The metric—test scores—became the target, while the goal—student learning—became secondary. Goodhart's Law in action.
Cybersecurity's Goodhart Problem
The cybersecurity industry has fallen into the same trap. Compliance certifications, audit results, and framework adherence have become primary objectives rather than means to an end. Organizations check boxes, armies of auditors build careers, GRC vendors expand businesses, and certificates accumulate on office walls.
Meanwhile, cyberattacks continue increasing. Weekly attacks rose 7% in Q1 2023 compared to the previous year, despite unprecedented investment in compliance activities. The disconnect between compliance investment and security outcomes suggests fundamental problems with current approaches.
When compliance becomes the target rather than the measure, security suffers. Teams optimize for audit success rather than threat prevention, creating elaborate documentation while leaving actual vulnerabilities unaddressed.
The Measurement Trap
This dynamic creates several problematic outcomes that undermine actual security:
Resource Misallocation occurs when compliance activities consume resources that could address real threats. Every hour spent on audit preparation is an hour not spent on threat hunting, vulnerability management, or incident response.
False Confidence emerges when organizations assume compliance equals security. Passed audits create illusions of protection that can lead to complacency about actual risk exposure.
Innovation Suppression happens when compliance requirements discourage security improvements that don't align with established frameworks. Teams avoid beneficial changes that might complicate audit processes.
Reactive Positioning develops when organizations respond to auditors and regulators rather than threat landscapes. Security strategies become backward-looking exercises focused on meeting last year's requirements rather than addressing emerging threats.
The Evidence Problem
If compliance effectively prevented breaches, we could justify the resource allocation despite opportunity costs. However, evidence suggests otherwise. High-profile breaches regularly affect organizations with strong compliance records, industry certifications, and recent audit successes.
These incidents reveal the gap between compliance theater and actual security. Organizations can simultaneously maintain perfect audit records and suffer devastating breaches because compliance frameworks often address generic risks rather than organization-specific threat exposures.
The financial institutions spending 40% of security budgets on compliance reporting still experience fraud, data breaches, and operational disruptions. Their compliance investments provide regulatory protection but limited security value.

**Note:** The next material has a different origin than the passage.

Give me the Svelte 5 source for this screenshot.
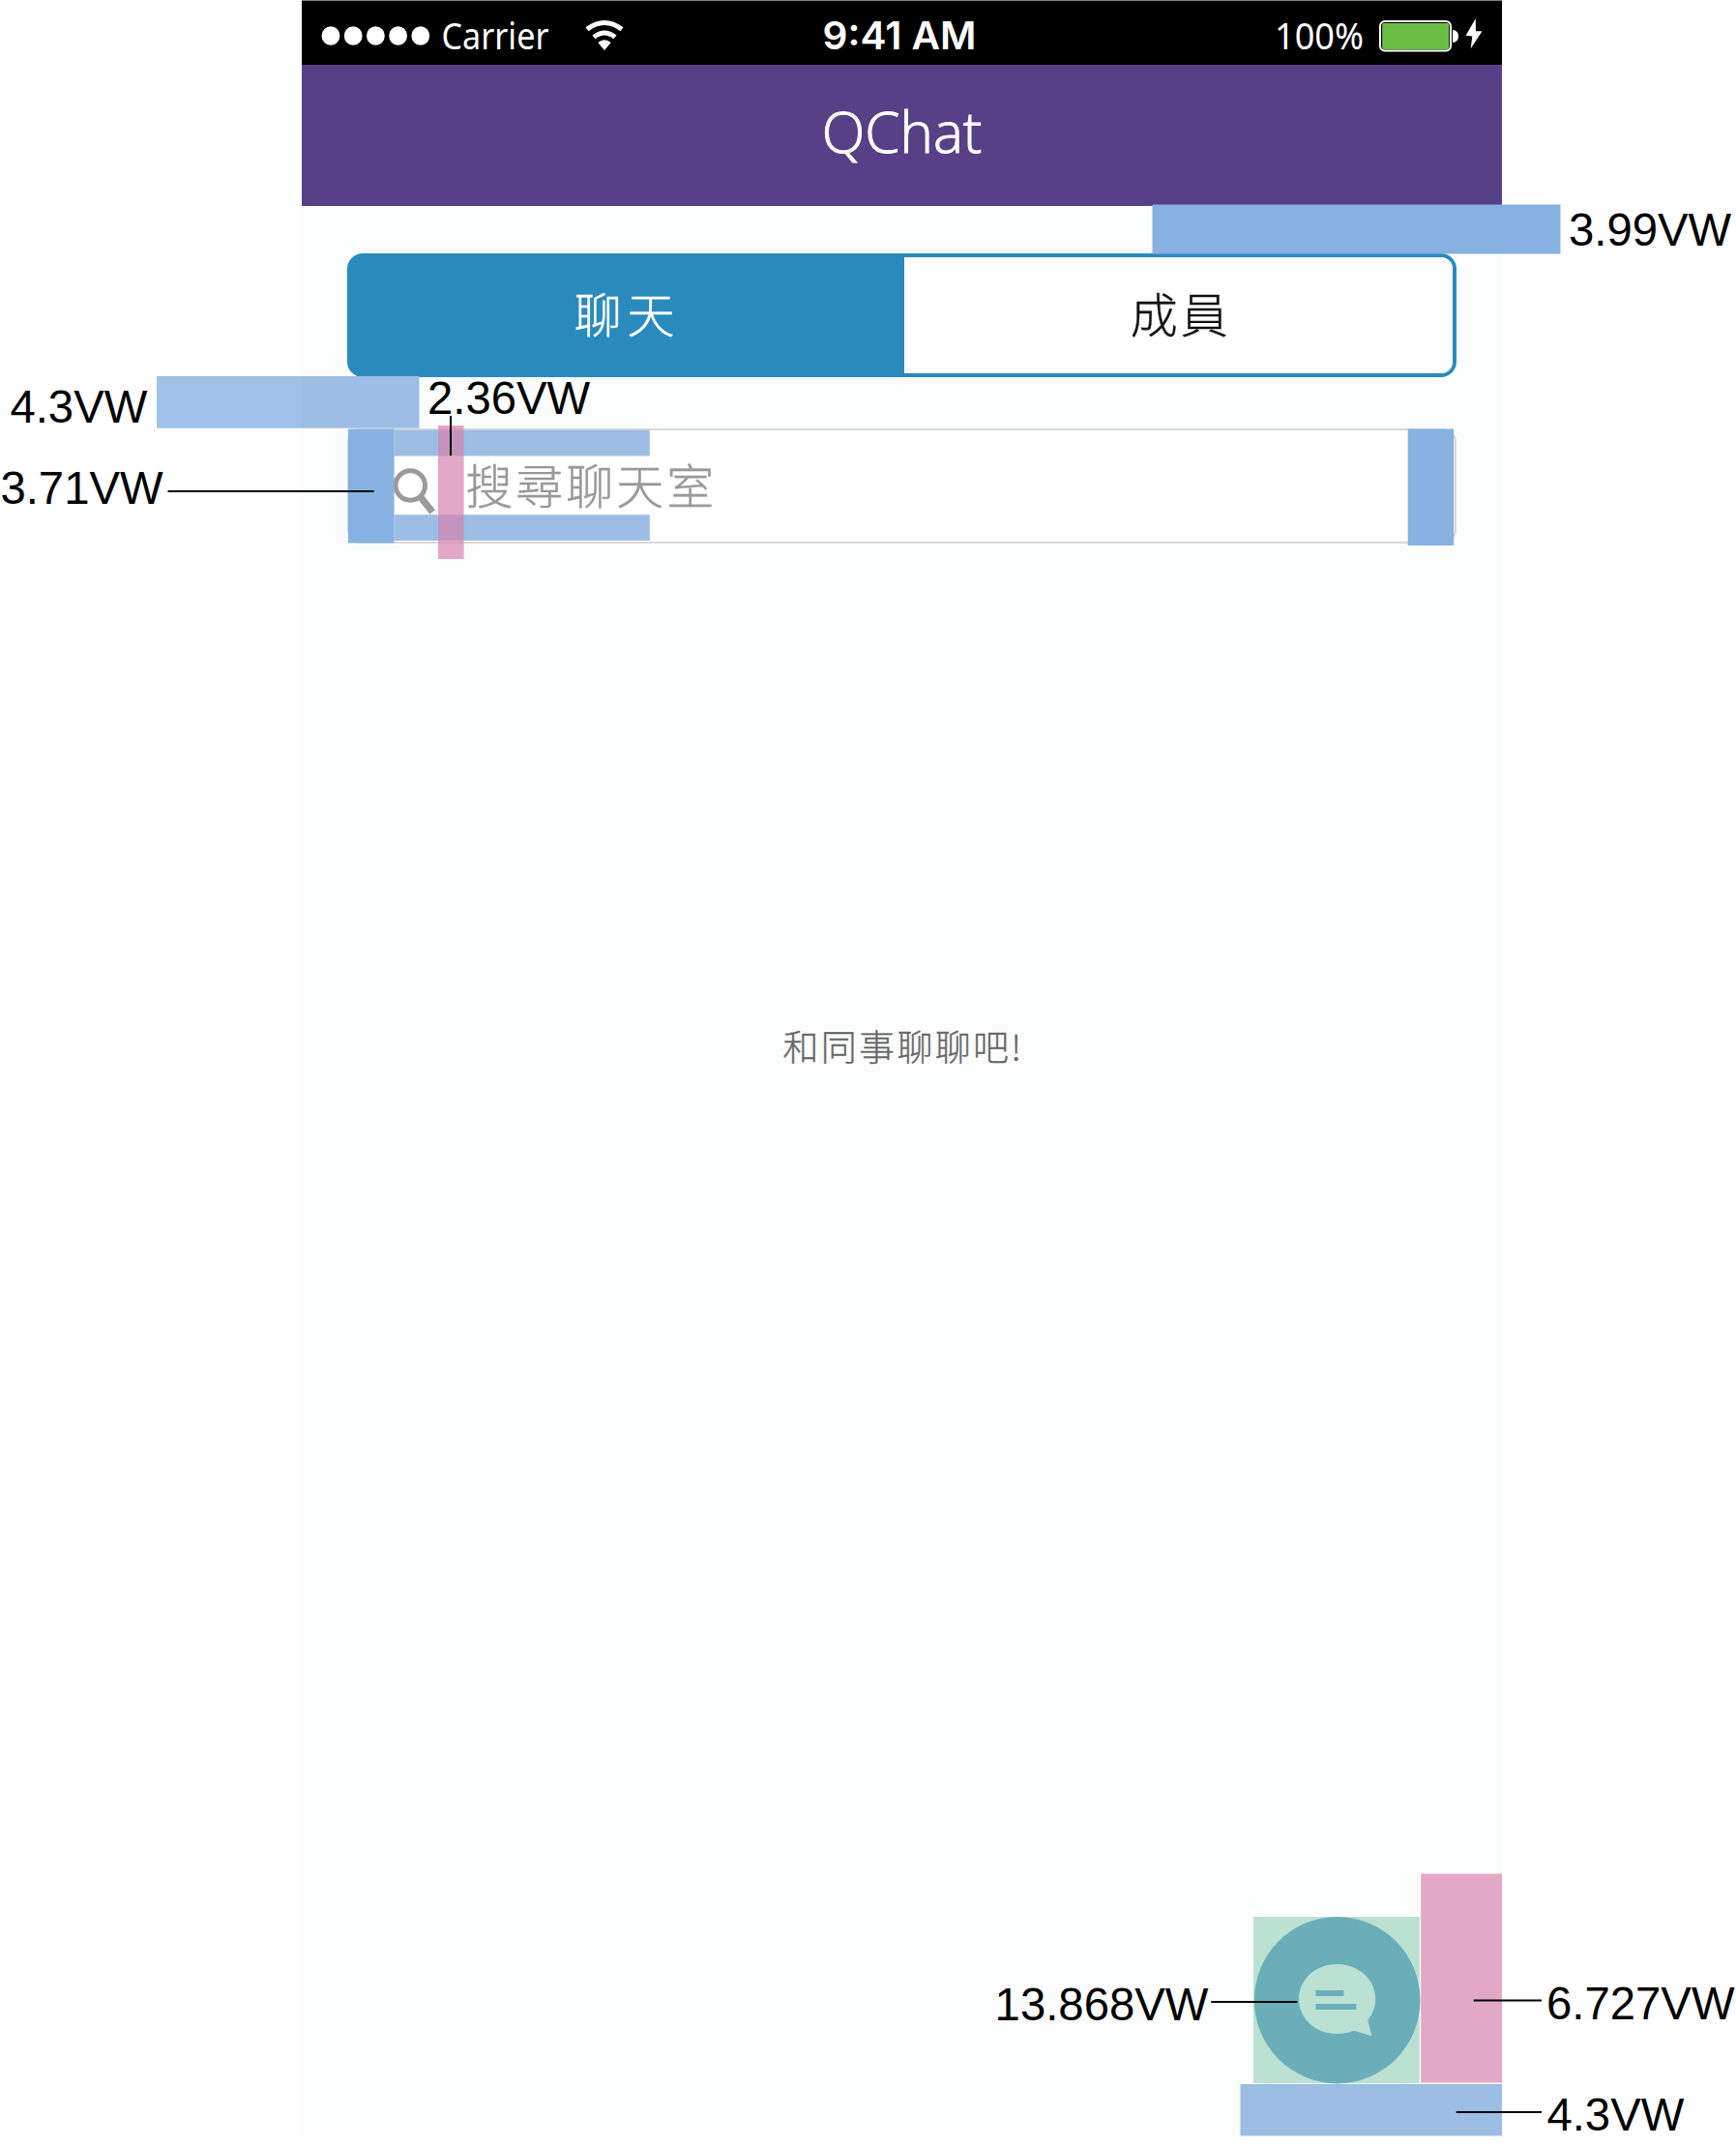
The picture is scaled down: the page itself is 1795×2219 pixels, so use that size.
<script>
  const dots = [342, 365.2, 388.4, 411.6, 434.8];

  const bars = [
    { x: 1191.5, y: 211.5, w: 422, h: 51, tone: 'strong' },
    { x: 162, y: 389, w: 150, h: 53.7, tone: 'soft-out' },
    { x: 312, y: 389, w: 121.5, h: 53.7, tone: 'soft' },
    { x: 407.5, y: 444.7, w: 264.3, h: 26.8, tone: 'soft' },
    { x: 407.5, y: 532.2, w: 264.3, h: 26.8, tone: 'soft' },
    { x: 360, y: 443.5, w: 47.6, h: 118, tone: 'strong' },
    { x: 1455.7, y: 443.5, w: 47.5, h: 120.5, tone: 'strong' },
    { x: 453, y: 440, w: 26.6, h: 138, tone: 'pink' },
    { x: 1469.2, y: 1937.5, w: 83.8, h: 216, tone: 'pink' },
    { x: 1282.5, y: 2155, w: 270.5, h: 53.5, tone: 'soft' }
  ];

  const lines = [
    [173.5, 508, 386.5, 508],
    [466, 430, 466, 471],
    [1252.3, 2070, 1341.3, 2070],
    [1523.7, 2068.5, 1594, 2068.5],
    [1505.7, 2184, 1594, 2184]
  ];

  const labels = [
    { x: 1622, y: 253.6, t: '3.99VW' },
    { x: 10.4, y: 436.6, t: '4.3VW' },
    { x: 442, y: 427.6, t: '2.36VW' },
    { x: 0.4, y: 520.6, t: '3.71VW' },
    { x: 1028.6, y: 2089.2, t: '13.868VW' },
    { x: 1599, y: 2087.6, t: '6.727VW' },
    { x: 1599.4, y: 2203, t: '4.3VW' }
  ];
</script>

<div class="board">
  <main class="phone">
    <svg class="status" viewBox="312 0 1241 67">
      <rect class="edge" x="311" y="0" width="1243" height="1" />
      {#each dots as x}
        <ellipse cx={x} cy="37" rx="9.4" ry="9.8" />
      {/each}
      <text class="thin" x="456.5" y="51" textLength="111" lengthAdjust="spacingAndGlyphs">Carrier</text>
      <path class="arc" d="M607 30.2Q625 16.8 643 30.2" />
      <path class="arc" d="M614 38.4Q625 29.6 636 38.4" />
      <path d="M618.3 44Q625 38.6 631.7 44L625 52Z" />
      <text class="clock" x="850.5" y="51" textLength="159" lengthAdjust="spacingAndGlyphs">9:41 AM</text>
      <text class="thin" x="1318" y="51" textLength="92" lengthAdjust="spacingAndGlyphs">100%</text>
      <rect class="cell" x="1427" y="22" width="73" height="30.5" rx="5" />
      <rect class="charge" x="1429.2" y="24" width="69" height="27" rx="1.5" />
      <path d="M1502 31C1510 31 1510 44 1502 44Z" />
      <path d="M1525.7 19.3L1515.6 36.7L1522.3 37.5L1520.7 50.3L1532.5 32.3L1526 32.3Z" />
    </svg>

    <header class="title">QChat</header>

    <section class="content">
      <nav class="tabs">
        <button class="tab active">聊天</button>
        <button class="tab">成員</button>
      </nav>

      <div class="search">
        <svg class="glass" viewBox="0 0 46 50">
          <circle cx="18.3" cy="18" r="15.3" />
          <path d="M28.5 29.5L41.2 45.5" />
        </svg>
        <span>搜尋聊天室</span>
      </div>

      <p class="empty">和同事聊聊吧!</p>
    </section>
  </main>

  <svg class="spec" viewBox="0 0 1795 2219">
    <rect class="green" x="1296" y="1982" width="171.8" height="172" />
    <ellipse class="fab" cx="1382.7" cy="2068.2" rx="85.8" ry="86.2" />
    <path
      class="green"
      d="M1382.5 2031C1405 2031 1422.2 2047 1422.2 2067C1422.2 2076 1419 2083 1414.3 2088.7L1418.3 2105.3L1400 2099.7C1394 2102 1389 2103 1382.5 2103C1360 2103 1343 2087 1343 2067C1343 2047 1360 2031 1382.5 2031Z"
    />
    <path class="fab" d="M1360.5 2058h29v6h-29zM1360.5 2072h41.8v6h-41.8z" />
    {#each bars as b}
      <rect class={b.tone} x={b.x} y={b.y} width={b.w} height={b.h} />
    {/each}
    {#each lines as [x1, y1, x2, y2]}
      <line {x1} {y1} {x2} {y2} />
    {/each}
    {#each labels as l}
      <text x={l.x} y={l.y}>{l.t}</text>
    {/each}
  </svg>
</div>

<style>
  :global(body) {
    background: #fff;
  }

  .board {
    position: relative;
    width: 1795px;
    height: 2219px;
    overflow: hidden;
  }

  .phone {
    display: flex;
    flex-direction: column;
    width: 1241px;
    height: 2208.5px;
    margin-left: 312px;
    background: #fbfdfc;
    font-family: 'Noto Sans CJK TC', sans-serif;
  }

  .status {
    flex: none;
    width: 1241px;
    height: 67px;
    background: #000;
    fill: #fff;
  }

  .edge {
    fill: #808080;
  }

  .arc {
    fill: none;
    stroke: #fff;
    stroke-width: 5;
  }

  .thin {
    font: 400 38.5px 'Noto Sans', sans-serif;
  }

  .clock {
    font: 600 40px Inter, sans-serif;
  }

  .cell {
    fill: #000;
    stroke: #fff;
    stroke-width: 2;
  }

  .charge {
    fill: #69bd45;
  }

  .title {
    flex: none;
    height: 145.5px;
    background: #574086;
    color: #fff;
    font: 300 58.3px/138px 'Open Sans', sans-serif;
    -webkit-text-stroke: 1px #fff;
    text-align: center;
  }

  .content {
    display: flex;
    flex-direction: column;
    padding: 49.5px 47.2px 0 47.2px;
  }

  .tabs {
    display: flex;
    height: 128px;
    box-sizing: border-box;
    border: 4px solid #2a8abd;
    border-radius: 16px;
    overflow: hidden;
    background: linear-gradient(90deg, #2a8abd 50%, #fff 50%);
  }

  .tab {
    flex: 1;
    padding: 0 0 6px 5px;
    border: 0;
    background: #fff;
    color: #111;
    font: 300 49px/114px 'Noto Sans CJK TC', sans-serif;
    letter-spacing: 3px;
    -webkit-text-stroke: 0.4px currentColor;
  }

  .active {
    flex: 0 0 571.5px;
    padding: 0 1px 6px 0;
    background: #2a8abd;
    color: #fff;
    letter-spacing: 5.6px;
  }

  .search {
    display: flex;
    align-items: center;
    height: 119px;
    margin-top: 53px;
    padding-left: 45px;
    box-sizing: border-box;
    border: 2px solid #d8d8d8;
    border-radius: 14px;
    background: #fff;
    color: #999;
    font-size: 49px;
    font-weight: 300;
    letter-spacing: 3px;
  }

  .search span {
    margin-left: 29px;
    padding-bottom: 7px;
    -webkit-text-stroke: 0.4px #999;
  }

  .glass {
    width: 46px;
    height: 50px;
    margin-top: 13px;
    fill: none;
    stroke: #9a9a9a;
    stroke-width: 4.9;
  }

  .glass path {
    stroke-width: 7;
  }

  .empty {
    margin: 489px 0 0 3px;
    color: #666;
    font-size: 37px;
    font-weight: 300;
    line-height: 60px;
    letter-spacing: 2.3px;
    text-align: center;
    -webkit-text-stroke: 0.3px #666;
  }

  .spec {
    position: absolute;
    left: 0;
    top: 0;
    width: 1795px;
    height: 2219px;
    font: 47.3px 'Liberation Sans', Arial, sans-serif;
  }

  .spec line {
    stroke: #000;
    stroke-width: 2;
  }

  .strong {
    fill: #87b1e0;
  }

  .soft {
    fill: #9cbde4;
  }

  .soft-out {
    fill: #a0c1e8;
  }

  .pink {
    fill: rgba(215, 131, 174, 0.7);
  }

  .spec .green {
    fill: #bbe1d3;
  }

  .spec .fab {
    fill: #6aaeba;
  }
</style>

Rethinking Investment Priorities
The cybersecurity community needs honest conversations about compliance ROI and resource allocation. While regulatory requirements remain non-negotiable, the question becomes how to meet them efficiently while maximizing actual security investment.
Several approaches can help organizations escape the Goodhart trap:
Automation and Integration can reduce compliance overhead by embedding reporting into operational security processes. When security tools automatically generate compliance evidence, teams can focus on protection rather than documentation.
Risk-Based Compliance prioritizes requirements that address actual organizational threats rather than generic framework elements. This approach ensures compliance activities contribute to real security improvements.
Outcome-Focused Metrics emphasize security results over process compliance. Measuring threat detection rates, incident response times, and vulnerability remediation speed provides better insight into actual security posture.
Continuous Compliance spreads compliance activities throughout the year rather than concentrating them in pre-audit periods. This approach reduces resource spikes while maintaining ongoing compliance visibility.
The IT Agent Perspective
At IT Agent, we see organizations struggling with this compliance burden daily. Our vulnerability management platform helps by automating compliance reporting while focusing on actual risk reduction. When compliance becomes a byproduct of effective security rather than a separate objective, organizations can optimize for both outcomes.
Our approach emphasizes real-world threat prevention over framework compliance, though we ensure our platform supports regulatory requirements. This balance helps organizations meet obligations while maximizing security investment effectiveness.
Practical Steps Forward
Organizations can begin addressing their Goodhart problems through several practical measures:
Audit Efficiency Review examines current compliance processes to identify automation opportunities and eliminate redundant activities. Many organizations discover significant waste in overlapping audit preparations.
Threat-Informed Compliance aligns compliance activities with actual threat intelligence rather than generic framework requirements. This approach ensures compliance investments address real risks.
Security-First Culture emphasizes protection outcomes over audit results in team incentives and performance measurements. When security teams are rewarded for threat prevention rather than compliance scores, priorities naturally align.
Stakeholder Education helps leadership understand the difference between compliance and security, enabling more balanced resource allocation decisions.
Breaking the Cycle
The path forward requires acknowledging that compliance and security, while related, are not identical objectives. Compliance provides important governance and risk management benefits, but it shouldn't consume resources needed for actual threat prevention.
Organizations must resist the temptation to optimize for easy-to-measure compliance metrics over harder-to-quantify security improvements. This requires leadership courage to prioritize protection over audit convenience.
The 40% Question Revisited
Returning to our hypothetical CISO question: Would 40% more budget improve security outcomes? The answer depends entirely on how that budget is allocated. If spent on additional compliance activities, probably not. If invested in threat detection, vulnerability management, and incident response capabilities, almost certainly.
The real question isn't whether more budget would help, but whether current budget allocation reflects actual priorities. When nearly half of security spending goes to compliance reporting, organizations signal that audit success matters more than breach prevention.
Moving Forward
Charles Goodhart's insight about measurement becoming targets applies perfectly to cybersecurity's compliance obsession. When audit results become primary objectives, actual security becomes secondary. The result is organizations that excel at paperwork while remaining vulnerable to attacks.
The solution isn't abandoning compliance but rather restoring it to its proper role as a tool rather than a target. Compliance should support security objectives, not replace them. When organizations optimize for threat prevention while meeting regulatory obligations efficiently, they can achieve both outcomes without compromising either.
Bill Murray's skepticism about trick questions deserves emulation in cybersecurity. When compliance consumes 40% of security budgets while attacks continue rising, maybe it's time to ask whether we're fighting the right war or just winning the wrong battles.